_Data provided_.

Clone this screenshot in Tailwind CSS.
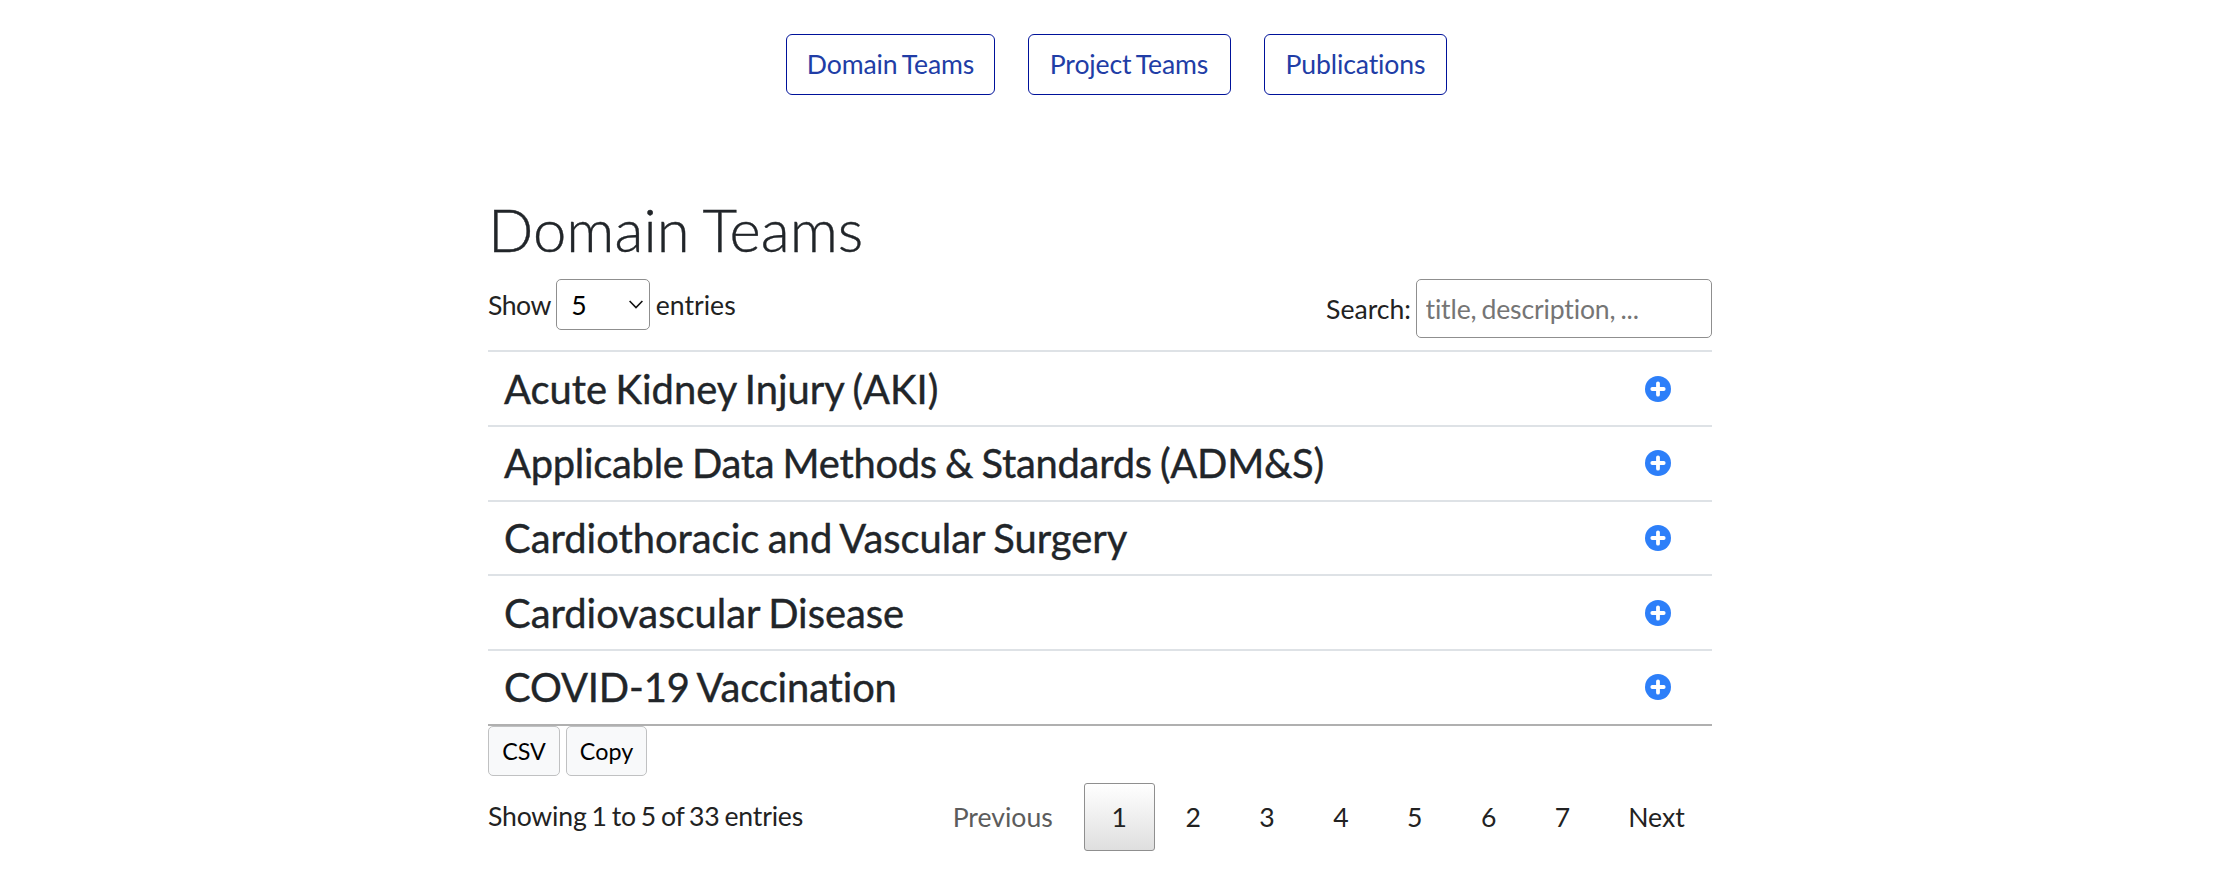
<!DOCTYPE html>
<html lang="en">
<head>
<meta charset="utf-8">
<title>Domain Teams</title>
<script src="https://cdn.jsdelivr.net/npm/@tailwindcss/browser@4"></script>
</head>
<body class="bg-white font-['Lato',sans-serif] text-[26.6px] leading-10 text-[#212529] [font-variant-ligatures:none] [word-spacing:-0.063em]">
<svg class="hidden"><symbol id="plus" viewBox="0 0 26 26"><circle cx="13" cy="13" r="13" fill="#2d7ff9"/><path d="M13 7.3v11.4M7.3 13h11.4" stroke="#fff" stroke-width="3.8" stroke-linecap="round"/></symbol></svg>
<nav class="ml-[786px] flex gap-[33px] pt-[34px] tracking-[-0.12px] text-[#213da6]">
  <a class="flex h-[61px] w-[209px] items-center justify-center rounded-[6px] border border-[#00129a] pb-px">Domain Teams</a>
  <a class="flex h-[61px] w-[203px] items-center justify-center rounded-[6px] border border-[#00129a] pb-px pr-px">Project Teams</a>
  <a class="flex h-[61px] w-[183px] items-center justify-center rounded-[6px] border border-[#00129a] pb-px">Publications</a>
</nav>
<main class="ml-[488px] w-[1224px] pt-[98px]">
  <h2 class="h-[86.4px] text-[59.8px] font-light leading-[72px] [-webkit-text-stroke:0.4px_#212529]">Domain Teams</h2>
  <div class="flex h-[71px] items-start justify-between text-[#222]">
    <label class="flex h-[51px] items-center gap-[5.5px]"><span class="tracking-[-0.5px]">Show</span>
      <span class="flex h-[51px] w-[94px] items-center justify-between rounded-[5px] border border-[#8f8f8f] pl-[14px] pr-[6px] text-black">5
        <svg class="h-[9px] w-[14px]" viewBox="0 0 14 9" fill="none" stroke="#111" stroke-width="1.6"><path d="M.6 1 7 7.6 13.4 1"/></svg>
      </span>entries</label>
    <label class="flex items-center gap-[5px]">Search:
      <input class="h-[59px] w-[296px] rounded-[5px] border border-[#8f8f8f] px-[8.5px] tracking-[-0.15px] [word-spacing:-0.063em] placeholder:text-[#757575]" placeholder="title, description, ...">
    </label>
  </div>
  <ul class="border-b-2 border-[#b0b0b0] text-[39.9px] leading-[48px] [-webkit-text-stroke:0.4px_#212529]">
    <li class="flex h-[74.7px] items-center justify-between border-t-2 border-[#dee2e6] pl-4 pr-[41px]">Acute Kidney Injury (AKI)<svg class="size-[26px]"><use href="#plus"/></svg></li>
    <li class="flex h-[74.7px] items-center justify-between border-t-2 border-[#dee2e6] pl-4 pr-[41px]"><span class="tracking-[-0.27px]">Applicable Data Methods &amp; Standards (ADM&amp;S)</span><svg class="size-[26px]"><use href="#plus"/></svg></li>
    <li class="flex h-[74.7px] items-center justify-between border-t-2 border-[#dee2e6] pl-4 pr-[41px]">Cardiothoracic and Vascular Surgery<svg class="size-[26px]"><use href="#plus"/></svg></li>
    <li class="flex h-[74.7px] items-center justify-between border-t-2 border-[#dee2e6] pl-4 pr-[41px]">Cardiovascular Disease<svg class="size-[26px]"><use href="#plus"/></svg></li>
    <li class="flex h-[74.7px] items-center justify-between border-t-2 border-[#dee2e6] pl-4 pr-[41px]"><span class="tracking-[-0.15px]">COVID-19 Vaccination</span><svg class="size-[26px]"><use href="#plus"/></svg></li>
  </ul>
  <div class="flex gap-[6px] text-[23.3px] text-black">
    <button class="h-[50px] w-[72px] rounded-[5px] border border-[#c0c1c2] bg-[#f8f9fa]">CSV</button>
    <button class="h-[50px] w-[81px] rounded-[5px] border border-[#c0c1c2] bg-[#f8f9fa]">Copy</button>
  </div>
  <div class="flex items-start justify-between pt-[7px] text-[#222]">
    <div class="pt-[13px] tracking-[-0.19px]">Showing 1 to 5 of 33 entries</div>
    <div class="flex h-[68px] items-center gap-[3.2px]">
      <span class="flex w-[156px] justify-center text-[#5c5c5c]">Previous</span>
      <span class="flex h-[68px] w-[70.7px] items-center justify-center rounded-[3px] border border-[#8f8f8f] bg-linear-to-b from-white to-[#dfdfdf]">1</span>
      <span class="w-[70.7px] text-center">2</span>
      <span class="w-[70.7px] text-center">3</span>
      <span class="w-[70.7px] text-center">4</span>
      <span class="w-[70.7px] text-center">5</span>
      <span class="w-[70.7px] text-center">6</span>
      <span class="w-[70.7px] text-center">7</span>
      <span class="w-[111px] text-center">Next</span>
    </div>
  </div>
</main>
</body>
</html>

_Exercise goal_. Write out the listing word for word, omitting the pictures it holds.

_Answer for this exercise_.
Clone this screenshot in Tailwind CSS.
<!DOCTYPE html>
<html lang="en">
<head>
<meta charset="utf-8">
<title>Domain Teams</title>
<script src="https://cdn.jsdelivr.net/npm/@tailwindcss/browser@4"></script>
</head>
<body class="bg-white font-['Lato',sans-serif] text-[26.6px] leading-10 text-[#212529] [font-variant-ligatures:none] [word-spacing:-0.063em]">
<svg class="hidden"><symbol id="plus" viewBox="0 0 26 26"><circle cx="13" cy="13" r="13" fill="#2d7ff9"/><path d="M13 7.3v11.4M7.3 13h11.4" stroke="#fff" stroke-width="3.8" stroke-linecap="round"/></symbol></svg>
<nav class="ml-[786px] flex gap-[33px] pt-[34px] tracking-[-0.12px] text-[#213da6]">
  <a class="flex h-[61px] w-[209px] items-center justify-center rounded-[6px] border border-[#00129a] pb-px">Domain Teams</a>
  <a class="flex h-[61px] w-[203px] items-center justify-center rounded-[6px] border border-[#00129a] pb-px pr-px">Project Teams</a>
  <a class="flex h-[61px] w-[183px] items-center justify-center rounded-[6px] border border-[#00129a] pb-px">Publications</a>
</nav>
<main class="ml-[488px] w-[1224px] pt-[98px]">
  <h2 class="h-[86.4px] text-[59.8px] font-light leading-[72px] [-webkit-text-stroke:0.4px_#212529]">Domain Teams</h2>
  <div class="flex h-[71px] items-start justify-between text-[#222]">
    <label class="flex h-[51px] items-center gap-[5.5px]"><span class="tracking-[-0.5px]">Show</span>
      <span class="flex h-[51px] w-[94px] items-center justify-between rounded-[5px] border border-[#8f8f8f] pl-[14px] pr-[6px] text-black">5
        <svg class="h-[9px] w-[14px]" viewBox="0 0 14 9" fill="none" stroke="#111" stroke-width="1.6"><path d="M.6 1 7 7.6 13.4 1"/></svg>
      </span>entries</label>
    <label class="flex items-center gap-[5px]">Search:
      <input class="h-[59px] w-[296px] rounded-[5px] border border-[#8f8f8f] px-[8.5px] tracking-[-0.15px] [word-spacing:-0.063em] placeholder:text-[#757575]" placeholder="title, description, ...">
    </label>
  </div>
  <ul class="border-b-2 border-[#b0b0b0] text-[39.9px] leading-[48px] [-webkit-text-stroke:0.4px_#212529]">
    <li class="flex h-[74.7px] items-center justify-between border-t-2 border-[#dee2e6] pl-4 pr-[41px]">Acute Kidney Injury (AKI)<svg class="size-[26px]"><use href="#plus"/></svg></li>
    <li class="flex h-[74.7px] items-center justify-between border-t-2 border-[#dee2e6] pl-4 pr-[41px]"><span class="tracking-[-0.27px]">Applicable Data Methods &amp; Standards (ADM&amp;S)</span><svg class="size-[26px]"><use href="#plus"/></svg></li>
    <li class="flex h-[74.7px] items-center justify-between border-t-2 border-[#dee2e6] pl-4 pr-[41px]">Cardiothoracic and Vascular Surgery<svg class="size-[26px]"><use href="#plus"/></svg></li>
    <li class="flex h-[74.7px] items-center justify-between border-t-2 border-[#dee2e6] pl-4 pr-[41px]">Cardiovascular Disease<svg class="size-[26px]"><use href="#plus"/></svg></li>
    <li class="flex h-[74.7px] items-center justify-between border-t-2 border-[#dee2e6] pl-4 pr-[41px]"><span class="tracking-[-0.15px]">COVID-19 Vaccination</span><svg class="size-[26px]"><use href="#plus"/></svg></li>
  </ul>
  <div class="flex gap-[6px] text-[23.3px] text-black">
    <button class="h-[50px] w-[72px] rounded-[5px] border border-[#c0c1c2] bg-[#f8f9fa]">CSV</button>
    <button class="h-[50px] w-[81px] rounded-[5px] border border-[#c0c1c2] bg-[#f8f9fa]">Copy</button>
  </div>
  <div class="flex items-start justify-between pt-[7px] text-[#222]">
    <div class="pt-[13px] tracking-[-0.19px]">Showing 1 to 5 of 33 entries</div>
    <div class="flex h-[68px] items-center gap-[3.2px]">
      <span class="flex w-[156px] justify-center text-[#5c5c5c]">Previous</span>
      <span class="flex h-[68px] w-[70.7px] items-center justify-center rounded-[3px] border border-[#8f8f8f] bg-linear-to-b from-white to-[#dfdfdf]">1</span>
      <span class="w-[70.7px] text-center">2</span>
      <span class="w-[70.7px] text-center">3</span>
      <span class="w-[70.7px] text-center">4</span>
      <span class="w-[70.7px] text-center">5</span>
      <span class="w-[70.7px] text-center">6</span>
      <span class="w-[70.7px] text-center">7</span>
      <span class="w-[111px] text-center">Next</span>
    </div>
  </div>
</main>
</body>
</html>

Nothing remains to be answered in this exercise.